Si el recién creado partido uribista deriva en organización moderna y ejerce oposición creadora, será una contribución sustantiva a la democracia.
Pero poco en su natural lo promete. El que se anuncia como partido de cuadros —de militantes informados y con carné— probablemente expire antes de ver la luz, bajo la bota del caudillo cuya palabra es la ley. Su destino parece trazado ya por la pasión populista, proclive a la masa crédula que el nuevo partido seguirá cultivando en talleres democráticos como extensión de los eficacísimos consejos comunales del entonces presidente Uribe y por medio de emisoras locales. Asambleas y arengas por radio que potencian el llamado Estado de opinión, matriz común a Uribe, Chávez y Fujimori. Tal vez por eso publicita el expresidente a su colectividad, no sólo como partido de cuadros, sino de opinión.

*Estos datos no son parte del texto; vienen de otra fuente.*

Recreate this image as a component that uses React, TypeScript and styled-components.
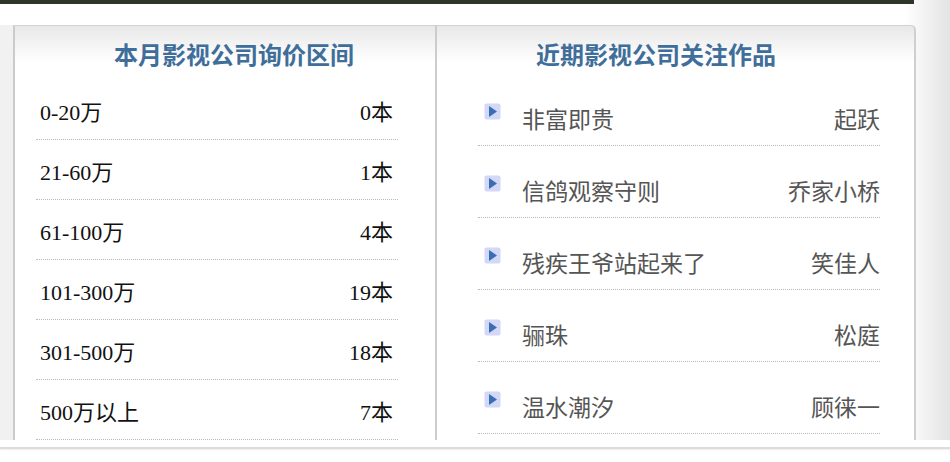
import styled, { createGlobalStyle } from 'styled-components'

const GlobalStyle = createGlobalStyle`
  html, body {
    margin: 0;
    padding: 0;
    background: #ffffff;
  }
`

const priceRanges = [
  { range: '0-20万', count: '0本' },
  { range: '21-60万', count: '1本' },
  { range: '61-100万', count: '4本' },
  { range: '101-300万', count: '19本' },
  { range: '301-500万', count: '18本' },
  { range: '500万以上', count: '7本' },
]

const watchedWorks = [
  { title: '非富即贵', author: '起跃' },
  { title: '信鸽观察守则', author: '乔家小桥' },
  { title: '残疾王爷站起来了', author: '笑佳人' },
  { title: '骊珠', author: '松庭' },
  { title: '温水潮汐', author: '顾徕一' },
]

const PlayIcon = () => (
  <svg width="17" height="17" viewBox="0 0 17 17">
    <defs>
      <filter id="soft" x="-20%" y="-20%" width="140%" height="140%">
        <feGaussianBlur stdDeviation="0.7" />
      </filter>
    </defs>
    <rect x="0.5" y="0.5" width="16" height="16" rx="2" fill="#d3d8f6" filter="url(#soft)" />
    <path d="M5 3 L13 8.5 L5 14 Z" fill="#3a6db3" />
  </svg>
)

export const App = () => {
  return (
    <Page>
      <GlobalStyle />
      <TopBar />
      <Stage>
        <Gutter />
        <Panel>
          <Column $width={420}>
            <Header $shift={9}>本月影视公司询价区间</Header>
            <List $top={6} $inset="0 37px 0 21px">
              {priceRanges.map((item) => (
                <PriceRow key={item.range}>
                  <span>{item.range}</span>
                  <span>{item.count}</span>
                </PriceRow>
              ))}
            </List>
          </Column>
          <Divider />
          <Column $width={476}>
            <Header $shift={-19}>近期影视公司关注作品</Header>
            <List $top={0} $inset="0 33px 0 41px">
              {watchedWorks.map((item) => (
                <WorkRow key={item.title}>
                  <IconBox>
                    <PlayIcon />
                  </IconBox>
                  <WorkTitle>{item.title}</WorkTitle>
                  <WorkAuthor>{item.author}</WorkAuthor>
                </WorkRow>
              ))}
            </List>
          </Column>
        </Panel>
      </Stage>
      <Footer>
        <FooterRule />
      </Footer>
    </Page>
  )
}

export default App

const Page = styled.div`
  width: 950px;
  height: 462px;
  overflow: hidden;
  background: linear-gradient(
    to right,
    #ffffff 0,
    #ffffff 905px,
    #f7f7f7 917px,
    #e3e3e3 950px
  );
`

const TopBar = styled.div`
  width: 914px;
  height: 4px;
  background: #2d3729;
`

const Stage = styled.div`
  display: flex;
  padding-top: 21px;
`

const Gutter = styled.div`
  width: 13px;
  height: 415px;
  background: #f1f1f1;
`

const Panel = styled.div`
  display: flex;
  box-sizing: border-box;
  width: 903px;
  height: 415px;
  overflow: hidden;
  border-top: 1px solid #d2d2d2;
  border-left: 2px solid #cbcbcb;
  border-right: 2px solid #cfcfcf;
  border-top-right-radius: 5px;
  background: linear-gradient(#e8e8e8 0, #f6f6f6 22px, #ffffff 36px);
`

const Column = styled.div<{ $width: number }>`
  width: ${(p) => p.$width}px;
  flex-shrink: 0;
`

const Divider = styled.div`
  width: 2px;
  flex-shrink: 0;
  background: #cccccc;
`

const Header = styled.h2<{ $shift: number }>`
  margin: 0;
  box-sizing: border-box;
  height: 48px;
  padding-top: 10px;
  padding-left: ${(p) => Math.max(p.$shift, 0) * 2}px;
  padding-right: ${(p) => Math.max(-p.$shift, 0) * 2}px;
  line-height: 36px;
  text-align: center;
  font-family: 'Noto Sans CJK SC', sans-serif;
  font-size: 24px;
  font-weight: 700;
  color: #3f6e9a;
`

const List = styled.div<{ $top: number; $inset: string }>`
  display: flex;
  flex-direction: column;
  margin: ${(p) => p.$inset};
  padding-top: ${(p) => p.$top}px;
`

const PriceRow = styled.div`
  display: flex;
  align-items: center;
  justify-content: space-between;
  box-sizing: border-box;
  height: 60px;
  padding: 0 5px 0 4px;
  border-bottom: 1px dotted #b8b8b8;
  font-family: 'Liberation Serif', 'Noto Sans CJK SC', serif;
  font-size: 22px;
  color: #111111;
`

const WorkRow = styled.div`
  display: flex;
  align-items: center;
  box-sizing: border-box;
  height: 72px;
  padding: 16px 0 0 6px;
  border-bottom: 1px dotted #b8b8b8;
  font-family: 'Noto Sans CJK SC', sans-serif;
  font-size: 23px;
  color: #555555;
`

const IconBox = styled.span`
  display: flex;
  width: 17px;
  height: 17px;
  margin: 0 21px 12px 0;
`

const WorkTitle = styled.span`
  flex: 1;
`

const WorkAuthor = styled.span`
  text-align: right;
`

const Footer = styled.div`
  height: 22px;
  padding-top: 7px;
  box-sizing: border-box;
  background: #ffffff;
`

const FooterRule = styled.div`
  height: 2px;
  background: #dcdcdc;
  box-shadow: 0 1px 2px rgba(0, 0, 0, 0.08);
`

Por otra parte, tendrá el uribismo que buscar con lupa autoridad moral y política para librar sus debates como fuerza de oposición. Contra la mermelada, habiendo sido el uribato el experimento político más corrupto en la historia reciente de Colombia. Contra la supuesta impunidad que favorecería a las Farc, desde un uribismo que persiguió con saña a la Corte que juzgaba a su bancada de parapolíticos, favoreció como desmovilizados a miles de narcotraficantes que pasaron por autodefensas y propició la fuga de dignatarios de su gobierno reclamados por la justicia. Anuncia el senador uribista Alfredo Rangel la oposición de su partido a una “paz con impunidad… queremos que los responsables de los crímenes de la guerrilla paguen cárcel”. Mas Iván Cepeda, senador del Polo, hará debate “por la responsabilidad que le cabe a Uribe en el tema del paramilitarismo”; y otro, Claudia López, para que se defina cuáles expedientes del ahora senador deben pasar a la Corte Suprema. Cosa distinta podrán ser las iniciativas legislativas del Centro Democrático como gabinete en la sombra, por el rigor y la calidad del debate que cada contrapropuesta de gobierno exige.
Emulando a los partidos comunistas del siglo pasado, la nueva organización impone representación de mandato imperativo y disciplina de voto a su bancada parlamentaria. Pero ni el mandato ni el voto de los congresistas obedecen aquí a programa dictado por las bases del partido, sino por un jefe todopoderoso. Sometido a disciplina rigurosa, ningún parlamentario del CD podrá votar por convicción propia, ni dialogar con ministro o agente de organismo de control sin visto bueno del partido-jefe. A la manera de todos los autoritarismos que en el mundo han sido. Será Uribe sol, norte y guante de hierro para ellos. Como lo ha sido desde el nacimiento del CD, en la convención que prefabricó la candidatura de Zuluaga y en la más reciente, donde se apoderó del micrófono y ofició de maestro de ceremonias durante cinco largas horas, en ejercicio redivivo de consejo comunal.
Personalismo obsesivo reorganizado sobre los poderes regionales más violentos y retardatarios que fueron bastión del uribismo. Así desvirtúa este líder carismático al partido y su programa que dijo fundar, lo reduce al humor de sus carnitas y sus huesitos. A su acomodaticio Estado de opinión, que se resuelve en adulación plebiscitaria de una celebridad que aspira a vivir siempre de la democracia del aplauso. Aunque merma en Colombia la audiencia de quienes entregan su libertad al anhelo de obedecer sin mirar a quién, y terminan por rendirse al poder único, tutelar, terrible de un demagogo, de un patriarca, de un tirano. De algún egócrata. Y en el trasfondo, como escribe Michels, “entre las ruinas del viejo mundo moral de las masas queda intacta la columna triunfal de la necesidad religiosa”.